George W. Bush is an easy target for comedians. The way he talks and gestures, the way he frequently misspeaks and the way he runs our country have all been popular topics for satire.
One of the latest entries into this Bush comedy culture is "Destined for Destiny: The Unauthorized Autobiography of George W. Bush." The cover of the book appears authentic, with Bush resting his forearm atop a post belonging to a barbed wire fence. There is nothing funny about the picture. In fact, it is exactly what one would expect to see on a Bush biography. Without a second thought or look at the title or the autobiography being described as "unauthorized," this book may initially deceive a handful of Bush supporters and opponents, which is probably exactly what the authors want.
The actual authors (who, according to the notes, helped Bush craft his memoir) are Scott Dikkers, editor-in-chief of The Onion and co-author of "Our Dumb Century," and Peter Hilleren, a former producer for public radio. Not surprisingly, the book reads like a mixture between an Onion article and a public radio show — amusing, but at times a tad boring and long-winded.

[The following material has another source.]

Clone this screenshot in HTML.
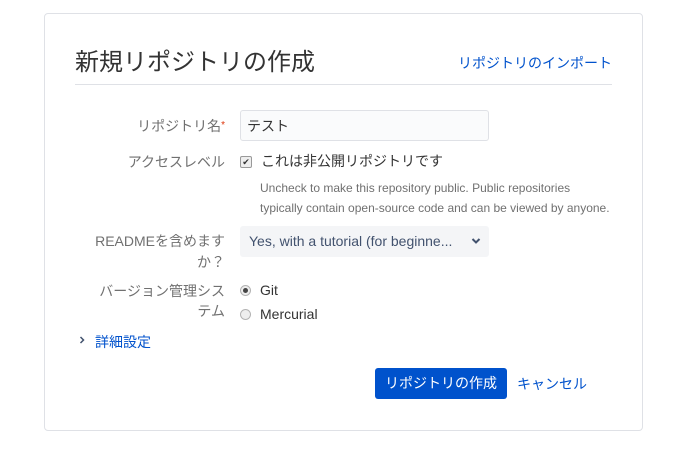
<!DOCTYPE html>
<html><head><meta charset="utf-8"><style>
body{margin:0;width:688px;height:460px;background:#fff;font-family:"Liberation Sans","Noto Sans CJK JP",sans-serif;color:#333;position:relative;overflow:hidden}
.a{position:absolute;white-space:nowrap}
.card{position:absolute;left:44px;top:13px;width:597px;height:416px;border:1px solid #dfe1e6;border-radius:4px}
.lbl{position:absolute;right:463px;text-align:right;font-size:14px;color:#707070;line-height:20px}
.blue{color:#0052cc}
.box{position:absolute;left:240px;width:249px;background:#f4f5f7;border:1px solid #dfe1e6;border-radius:3px;box-sizing:border-box}
.radio{position:absolute;left:240px;width:11px;height:11px;border:1px solid #b3b3b3;border-radius:50%;background:#eee;box-sizing:border-box}
</style></head><body>
<div class="card"></div>
<div class="a" style="left:75px;top:42px;font-size:24px;color:#333">新規リポジトリの作成</div>
<div class="a blue" style="right:76px;top:53px;font-size:14px">リポジトリのインポート</div>
<div class="a" style="left:75px;top:84px;width:537px;height:1px;background:#dfe1e6"></div>

<div class="lbl" style="top:116px">リポジトリ名<span style="color:#de350b;font-size:10px;vertical-align:top">*</span></div>
<div class="box" style="top:110px;height:31px;background:#fafbfc"></div>
<div class="a" style="left:247px;top:116px;font-size:14px">テスト</div>

<div class="lbl" style="top:152px">アクセスレベル</div>
<div class="a" style="left:240px;top:156px;width:10px;height:10px;border:1px solid #999;border-radius:2px;background:#eee;font-size:9px;line-height:10px;text-align:center;color:#333">✔</div>
<div class="a" style="left:261px;top:151px;font-size:14px">これは非公開リポジトリです</div>
<div class="a" style="left:260px;top:178px;font-size:12px;line-height:20px;color:#707070">Uncheck to make this repository public. Public repositories<br>typically contain open-source code and can be viewed by anyone.</div>

<div class="lbl" style="top:231px;line-height:21px">READMEを含めます<br>か？</div>
<div class="box" style="top:226px;height:31px;border-color:#f4f5f7"></div>
<div class="a" style="left:249px;top:233px;font-size:14px;color:#42526e">Yes, with a tutorial (for beginne...</div>
<svg class="a" style="left:471px;top:237px" width="10" height="8" viewBox="0 0 10 8"><path d="M1.5 2 L5 5.5 L8.5 2" stroke="#42526e" stroke-width="2" fill="none"/></svg>

<div class="lbl" style="top:281px">バージョン管理シス<br>テム</div>
<div class="radio" style="top:285px"><div style="width:5px;height:5px;border-radius:50%;background:#444;margin:2px"></div></div>
<div class="a" style="left:260px;top:282px;font-size:14px">Git</div>
<div class="radio" style="top:309px"></div>
<div class="a" style="left:260px;top:306px;font-size:14px">Mercurial</div>

<svg class="a" style="left:79px;top:336px" width="6" height="8" viewBox="0 0 6 8"><path d="M1.5 1 L4.5 4 L1.5 7" stroke="#42526e" stroke-width="1.5" fill="none"/></svg>
<div class="a blue" style="left:95px;top:332px;font-size:14px">詳細設定</div>

<div class="a" style="left:375px;top:368px;width:132px;height:31px;background:#0052cc;border-radius:3px;color:#fff;font-size:14px;line-height:31px;text-align:center">リポジトリの作成</div>
<div class="a blue" style="left:517px;top:374px;font-size:14px">キャンセル</div>
</body></html>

On top of giving Bush credit for the authorship, the audio book version actually has a Bush impersonator read the book, unabridged. For the entire book, the impersonator reads as if a child were reading. Minor stutters, slips and pauses that would usually be touched up with a second take are often left in. It is difficult to say if this is a conscious effort or merely because this is how Bush literally speaks.
One would think this seemingly one-note joke would get tiresome, but it does not. It somehow remains entertaining. Perhaps it is because the listener grows accustomed to it, or, as said before, it is a realistic depiction. Either way, it works. It is how the book should be read.
A few of the chapter titles are like the expert headlines seen in The Onion. The book contains such chapters as "Roots, Only White," which looks at the Bush family tree; "The Clown-faced Zombie I Call My Wife," — in which Bush hilariously describes Laura's face as a "dazed and clueless stare reminiscent of a goat that had been struck between the eyes with a tire iron" — and "The Greatest Love of My Life: Jesus."
In fact, much of the book focuses on Bush's relationship with Jesus and God, which eventually is said to be the reason Bush ran for president and won the election. Bush describes his first brush with religion when he picked up a Bible at a young age and read it. He humorously admits he did not read the whole thing, "quickly skipping over the boring parts." The most entertaining aspect of the Bush-Jesus partnership can be seen in some pictures that accompany the book and the audio book where Jesus is placed into real photographs taken throughout Bush's lifetime.
Most likely to set the stage for his supposed conversations with Jesus, "Chapter 3: No Bush Child Left Behind" briefly, but humorously, chronicles Bush's friendship with an invisible boy, Mr. Bigsby. Mr. Bigsby always helped Bush see the brighter side of life. For instance, Bush used to play war with his toy battleships, tanks and soldiers, resulting in countless lives tragically, and hysterically, killed under his own crushing foot. However, this did not bring Bush down. He brilliantly describes how they fought a noble fight against an unstoppable Goliath. Bush then requests a moment of silence for these lost men.
Stories such as this do a nice job of using something of a ridiculous nature to parallel the real world. The political commentary is fairly precise throughout the book and often very funny, but by the end, the reader will most likely be sick of it.
The main problem with the book is that this sort of thing has already been done, and usually better, by "The Daily Show," "The Colbert Report" and even The Onion. An entire book is overkill. The funniest part of the book, really, is its existence. The concept of the book is fantastic, but after reading the whole thing, one may feel they could have achieved the same effect from a much briefer source. However, it only takes the childlike Bush less than five hours to read the entire book on CD, so if there are five hours to kill, this book may be worth a read — quickly skipping over the boring parts.